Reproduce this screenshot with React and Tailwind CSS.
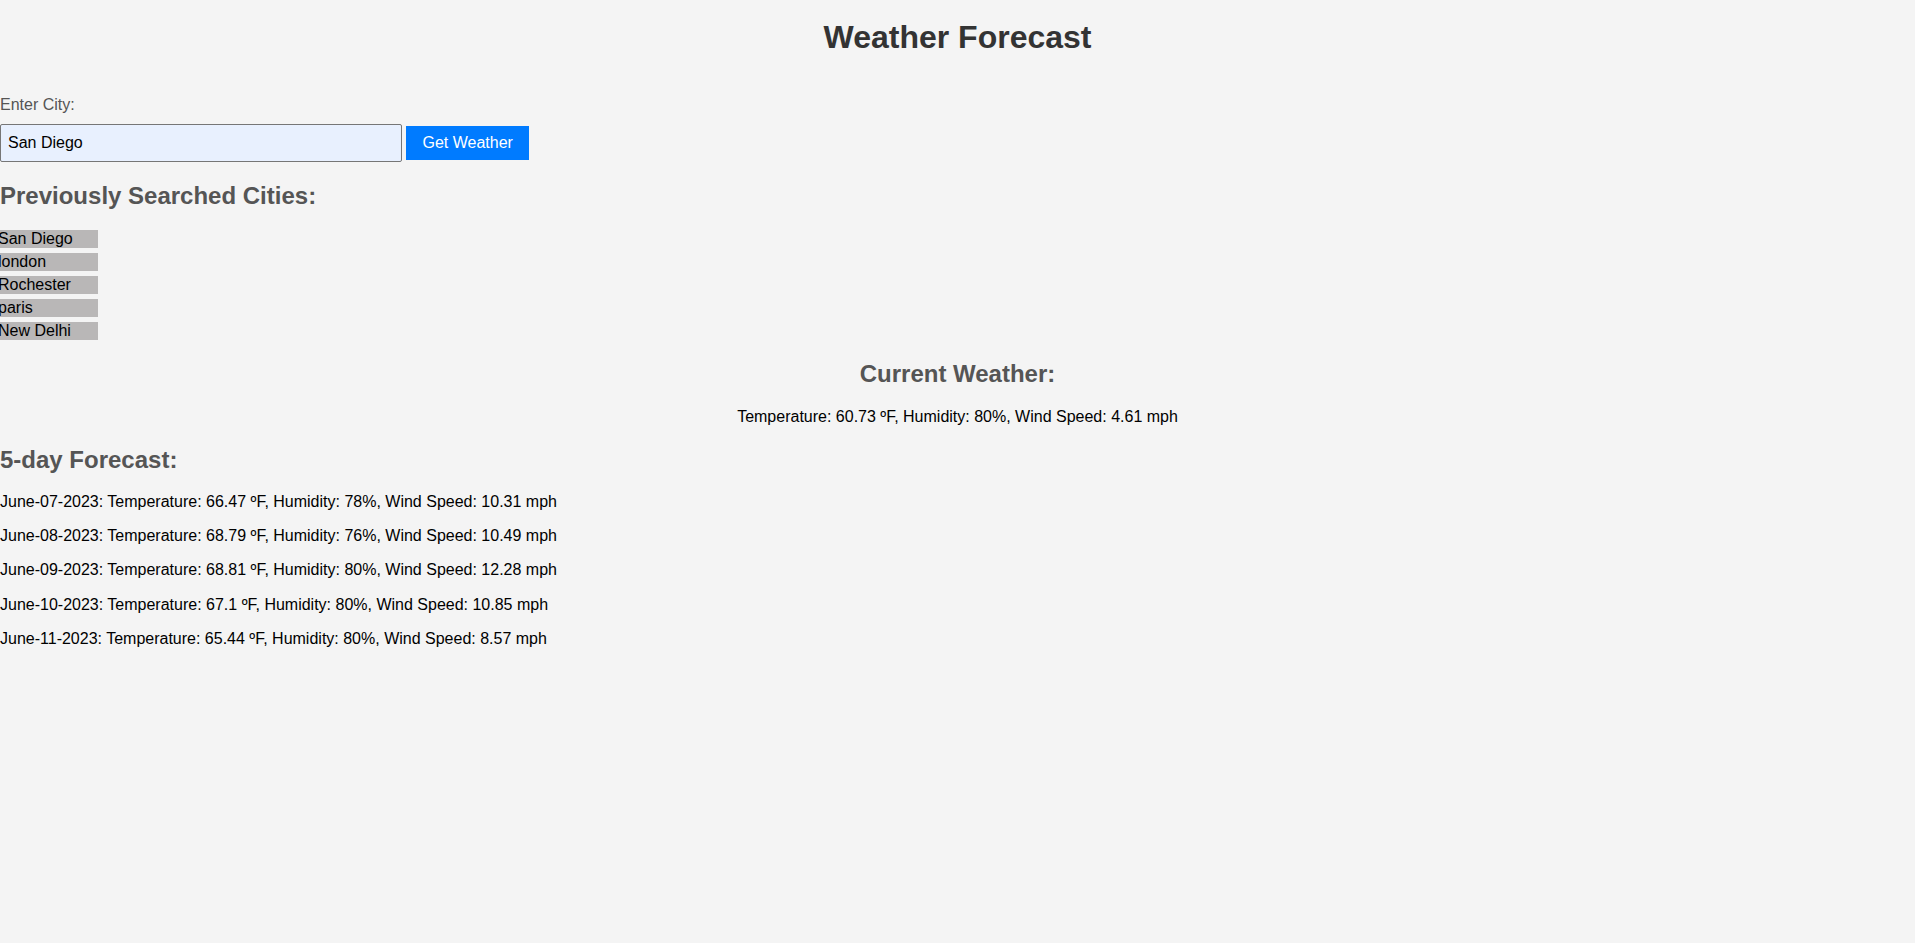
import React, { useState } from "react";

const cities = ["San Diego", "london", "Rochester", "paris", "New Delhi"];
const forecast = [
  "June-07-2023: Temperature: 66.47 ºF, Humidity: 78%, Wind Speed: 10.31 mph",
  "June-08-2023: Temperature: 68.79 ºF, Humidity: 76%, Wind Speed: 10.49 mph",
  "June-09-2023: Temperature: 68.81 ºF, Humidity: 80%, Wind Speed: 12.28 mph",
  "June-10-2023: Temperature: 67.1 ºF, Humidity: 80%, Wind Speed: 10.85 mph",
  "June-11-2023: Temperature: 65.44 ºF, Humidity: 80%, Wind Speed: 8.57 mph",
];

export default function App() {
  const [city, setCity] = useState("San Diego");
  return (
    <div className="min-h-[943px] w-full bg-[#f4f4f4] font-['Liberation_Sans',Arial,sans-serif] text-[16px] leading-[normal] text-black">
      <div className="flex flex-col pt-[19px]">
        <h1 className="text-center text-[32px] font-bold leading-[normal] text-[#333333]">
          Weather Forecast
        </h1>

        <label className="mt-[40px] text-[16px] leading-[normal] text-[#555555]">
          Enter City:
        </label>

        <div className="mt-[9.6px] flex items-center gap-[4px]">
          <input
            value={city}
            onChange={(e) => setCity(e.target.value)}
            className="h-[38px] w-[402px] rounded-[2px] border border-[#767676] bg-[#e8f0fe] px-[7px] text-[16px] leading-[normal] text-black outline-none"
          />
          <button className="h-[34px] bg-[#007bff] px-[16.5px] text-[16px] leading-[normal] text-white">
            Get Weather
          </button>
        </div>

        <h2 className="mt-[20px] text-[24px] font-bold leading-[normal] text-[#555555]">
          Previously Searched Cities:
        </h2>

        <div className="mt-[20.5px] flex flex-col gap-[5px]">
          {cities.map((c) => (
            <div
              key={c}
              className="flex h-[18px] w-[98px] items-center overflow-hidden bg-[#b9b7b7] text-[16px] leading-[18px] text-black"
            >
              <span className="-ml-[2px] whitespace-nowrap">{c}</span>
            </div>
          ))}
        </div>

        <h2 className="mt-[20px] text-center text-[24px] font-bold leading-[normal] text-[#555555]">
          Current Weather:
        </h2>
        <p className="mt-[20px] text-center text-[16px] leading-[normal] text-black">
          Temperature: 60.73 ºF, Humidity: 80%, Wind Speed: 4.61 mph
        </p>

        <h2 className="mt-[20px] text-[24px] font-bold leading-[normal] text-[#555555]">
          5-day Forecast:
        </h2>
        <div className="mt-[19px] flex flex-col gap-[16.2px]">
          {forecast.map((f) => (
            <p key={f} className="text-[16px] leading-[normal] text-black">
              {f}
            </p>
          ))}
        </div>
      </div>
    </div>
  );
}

● ● ● ● ●

TO DO:
Please transcribe the material above exactly as written. Leave the pictures out.

TASK ANSWER:
Reproduce this screenshot with React and Tailwind CSS.
import React, { useState } from "react";

const cities = ["San Diego", "london", "Rochester", "paris", "New Delhi"];
const forecast = [
  "June-07-2023: Temperature: 66.47 ºF, Humidity: 78%, Wind Speed: 10.31 mph",
  "June-08-2023: Temperature: 68.79 ºF, Humidity: 76%, Wind Speed: 10.49 mph",
  "June-09-2023: Temperature: 68.81 ºF, Humidity: 80%, Wind Speed: 12.28 mph",
  "June-10-2023: Temperature: 67.1 ºF, Humidity: 80%, Wind Speed: 10.85 mph",
  "June-11-2023: Temperature: 65.44 ºF, Humidity: 80%, Wind Speed: 8.57 mph",
];

export default function App() {
  const [city, setCity] = useState("San Diego");
  return (
    <div className="min-h-[943px] w-full bg-[#f4f4f4] font-['Liberation_Sans',Arial,sans-serif] text-[16px] leading-[normal] text-black">
      <div className="flex flex-col pt-[19px]">
        <h1 className="text-center text-[32px] font-bold leading-[normal] text-[#333333]">
          Weather Forecast
        </h1>

        <label className="mt-[40px] text-[16px] leading-[normal] text-[#555555]">
          Enter City:
        </label>

        <div className="mt-[9.6px] flex items-center gap-[4px]">
          <input
            value={city}
            onChange={(e) => setCity(e.target.value)}
            className="h-[38px] w-[402px] rounded-[2px] border border-[#767676] bg-[#e8f0fe] px-[7px] text-[16px] leading-[normal] text-black outline-none"
          />
          <button className="h-[34px] bg-[#007bff] px-[16.5px] text-[16px] leading-[normal] text-white">
            Get Weather
          </button>
        </div>

        <h2 className="mt-[20px] text-[24px] font-bold leading-[normal] text-[#555555]">
          Previously Searched Cities:
        </h2>

        <div className="mt-[20.5px] flex flex-col gap-[5px]">
          {cities.map((c) => (
            <div
              key={c}
              className="flex h-[18px] w-[98px] items-center overflow-hidden bg-[#b9b7b7] text-[16px] leading-[18px] text-black"
            >
              <span className="-ml-[2px] whitespace-nowrap">{c}</span>
            </div>
          ))}
        </div>

        <h2 className="mt-[20px] text-center text-[24px] font-bold leading-[normal] text-[#555555]">
          Current Weather:
        </h2>
        <p className="mt-[20px] text-center text-[16px] leading-[normal] text-black">
          Temperature: 60.73 ºF, Humidity: 80%, Wind Speed: 4.61 mph
        </p>

        <h2 className="mt-[20px] text-[24px] font-bold leading-[normal] text-[#555555]">
          5-day Forecast:
        </h2>
        <div className="mt-[19px] flex flex-col gap-[16.2px]">
          {forecast.map((f) => (
            <p key={f} className="text-[16px] leading-[normal] text-black">
              {f}
            </p>
          ))}
        </div>
      </div>
    </div>
  );
}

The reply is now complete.